先说第二回合,傅山精通医术,有神医之誉。他为太皇太后治病,是我由一则民间传说脱胎而来,我将之移花接木过来。为了把戏写得更富有传奇色彩,我还杜撰傅山能依发辨症。傅山既为神医,也可能具此奇技呢。第三回合是因人设境。历史上康熙喜欢书法,所书“福”字,天下视为至宝。而傅山又是当时的书法大家,曾被黄道周称为“晋唐以下第一家”。作为书法爱好者的康熙,听到傅山投宿京郊古刹,惺惺相惜,有可能盼望与之相会,当面请教。于是,我就设置了他雪天微服,私访古刹,与傅山品茗论书法的一场戏来。在这场戏里,荒郊,古刹,白雪茫茫,炉火熊熊,霜发朱衣的前明遗老,与年轻有为的大清天子,品一壶清茶,论千秋书法。此境此情,如梦如幻,似是康熙的梦境,又像是傅山的幻觉。我觉得设置这个如诗如画的情境,把这两位历史上并不曾见过面、对过话的人物拉到一块来,让他们坐在一起,谈论共同兴趣的话题,有趣极了。要是他们不喜欢书法,就不可能有这场戏;要是我没有深入了解他们,也构思不出这个意境。我想,写历史剧不可能、也不必还历史以真面目,而是可以无中生有,由实生虚,因心造境,以假作真,如陈寅恪先生所说的,要“别造一同异俱冥,今古合流之幻觉”。

我一向认为,题材因人而异。
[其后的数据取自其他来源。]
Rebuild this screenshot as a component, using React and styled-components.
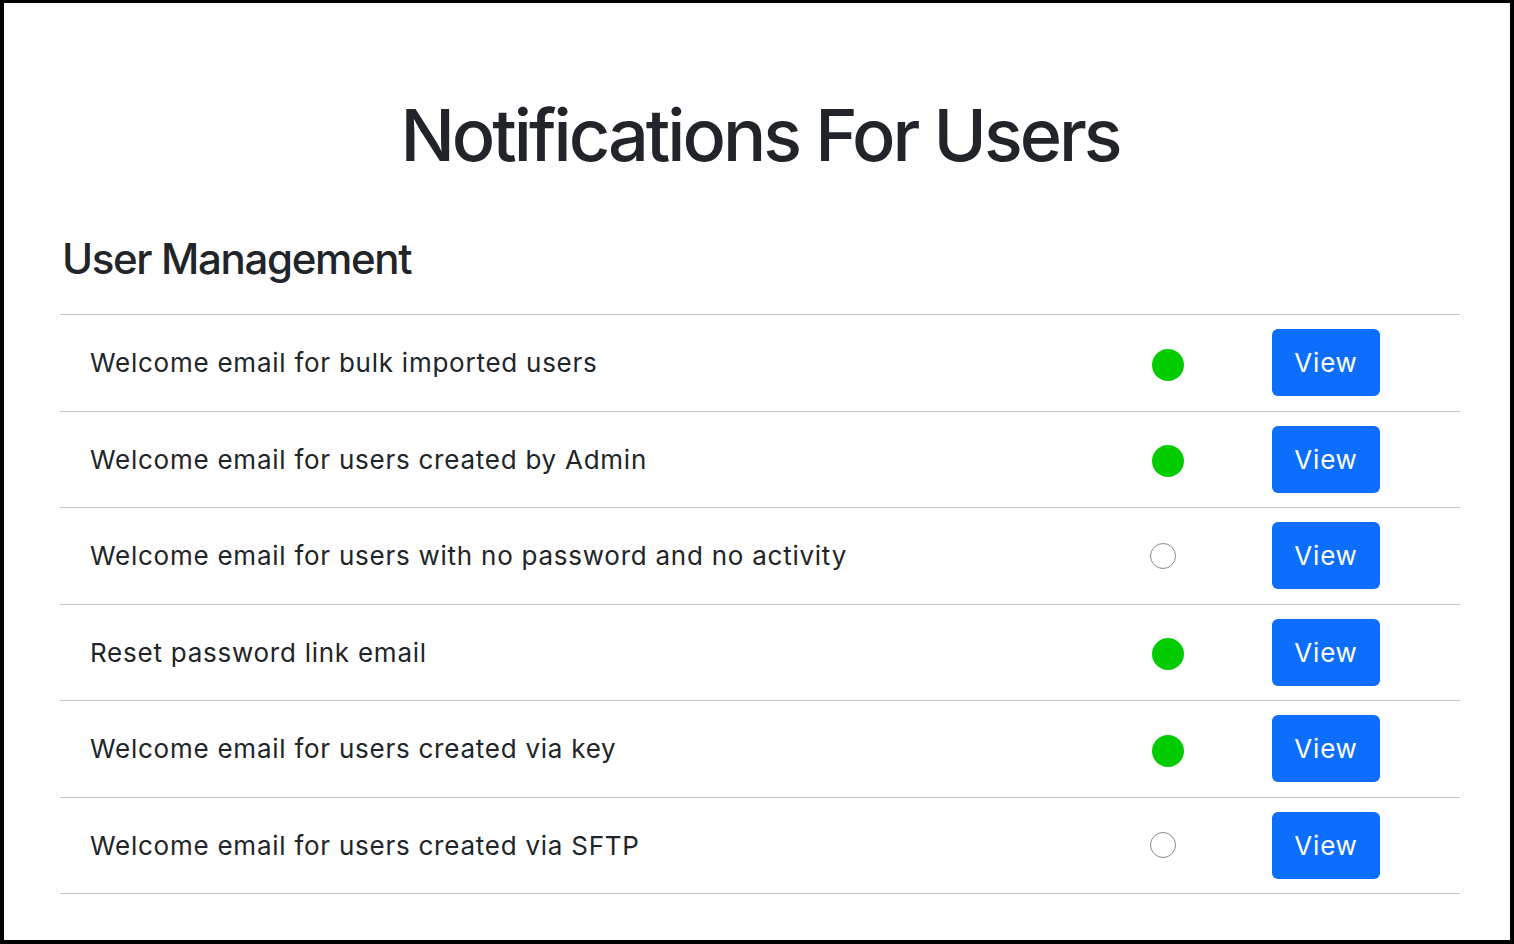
import React from "react";
import styled, { createGlobalStyle } from "styled-components";

const GlobalStyle = createGlobalStyle`
  html, body {
    margin: 0;
    padding: 0;
    background: #fff;
  }
  body {
    font-family: Inter, "Noto Sans", "Liberation Sans", sans-serif;
    color: #212529;
  }
`;

const Frame = styled.div`
  box-sizing: border-box;
  width: 1514px;
  height: 944px;
  border: 4px solid #000;
  border-top-width: 3px;
  padding: 0 50px 0 56px;
  overflow: hidden;
`;

const Title = styled.h1`
  margin: 0;
  padding-top: 90px;
  font-size: 72px;
  font-weight: 500;
  line-height: 84px;
  text-align: center;
  letter-spacing: -3px;
`;

const SectionTitle = styled.h2`
  margin: 56px 0 0 2px;
  font-size: 42px;
  font-weight: 500;
  line-height: 52px;
  letter-spacing: -1.35px;
`;

const Table = styled.div`
  margin-top: 29px;
  border-top: 1px solid #c4c4c4;
`;

const Row = styled.div`
  display: flex;
  align-items: center;
  height: 95.5px;
  border-bottom: 1px solid #c4c4c4;
`;

const Name = styled.div`
  flex: 1;
  padding-left: 30px;
  font-size: 26px;
  font-weight: 400;
  letter-spacing: 0.75px;
`;

const StatusCell = styled.div`
  width: 122px;
  display: flex;
  align-items: center;
`;

const Dot = styled.span`
  display: block;
  box-sizing: border-box;
  border-radius: 50%;
  ${(p) =>
    p.active
      ? `width: 32px; height: 32px; margin-left: 2px; margin-top: 4px; background: #00cc00;`
      : `width: 26px; height: 26px; margin-left: 0; border: 1.5px solid #8a8a8a; background: #fff;`}
`;

const ActionCell = styled.div`
  width: 188px;
`;

const ViewButton = styled.button`
  box-sizing: border-box;
  width: 108px;
  height: 67px;
  border: none;
  border-radius: 6px;
  background: #0d6efd;
  color: #fff;
  font-family: inherit;
  font-size: 26px;
  font-weight: 400;
  letter-spacing: 0.8px;
  cursor: pointer;
  &:hover {
    background: #0b5ed7;
  }
`;

const notifications = [
  { name: "Welcome email for bulk imported users", active: true },
  { name: "Welcome email for users created by Admin", active: true },
  { name: "Welcome email for users with no password and no activity", active: false },
  { name: "Reset password link email", active: true },
  { name: "Welcome email for users created via key", active: true },
  { name: "Welcome email for users created via SFTP", active: false },
];

export default function App() {
  return (
    <>
      <GlobalStyle />
      <Frame>
        <Title>Notifications For Users</Title>
        <SectionTitle>User Management</SectionTitle>
        <Table>
          {notifications.map((item, i) => (
            <Row key={i}>
              <Name>{item.name}</Name>
              <StatusCell>
                <Dot active={item.active} />
              </StatusCell>
              <ActionCell>
                <ViewButton>View</ViewButton>
              </ActionCell>
            </Row>
          ))}
        </Table>
      </Frame>
    </>
  );
}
同一个题材,在不同的编剧眼里有着不同的价值。我认为好的,他可能弃之;我不屑一顾的,你可能如获至宝。这跟每个编剧的见识、修养、爱好、追求等不同而紧密相关。合适于自己的好题材也跟与自己合得来的好朋友一样,都是可遇不可求的。好题材能让作者一见钟情,能激发作者的创作灵感,使之才思喷发,一气呵成。我遇到傅山,就有这种感觉。在翻阅史料的过程中,我受到了傅山先生很多人生启迪,也引起我写戏风格的一些变化。以往写历史剧,我比较注重于思想的开掘和内心的刻画。而这次我发现,像傅山思想这么深刻的先哲,为人却非常风趣。他那对戏联,更是启发我,写戏可以侧重于设计曲折的情节,力求写得机趣横生,于戏中寓理,从趣里见深。可以说,我在塑造傅山戏曲形象的同时,傅山也在悄悄地改造我的戏曲观念。

同时我想,如果没有山西戏剧界的朋友给我提供这个素材,我哪里有缘认识傅山?借此之机,我向山西的朋友致以真挚的谢意,但愿拙作能不辜负你们的期望,也能告慰傅山先生在天之灵,则我幸甚!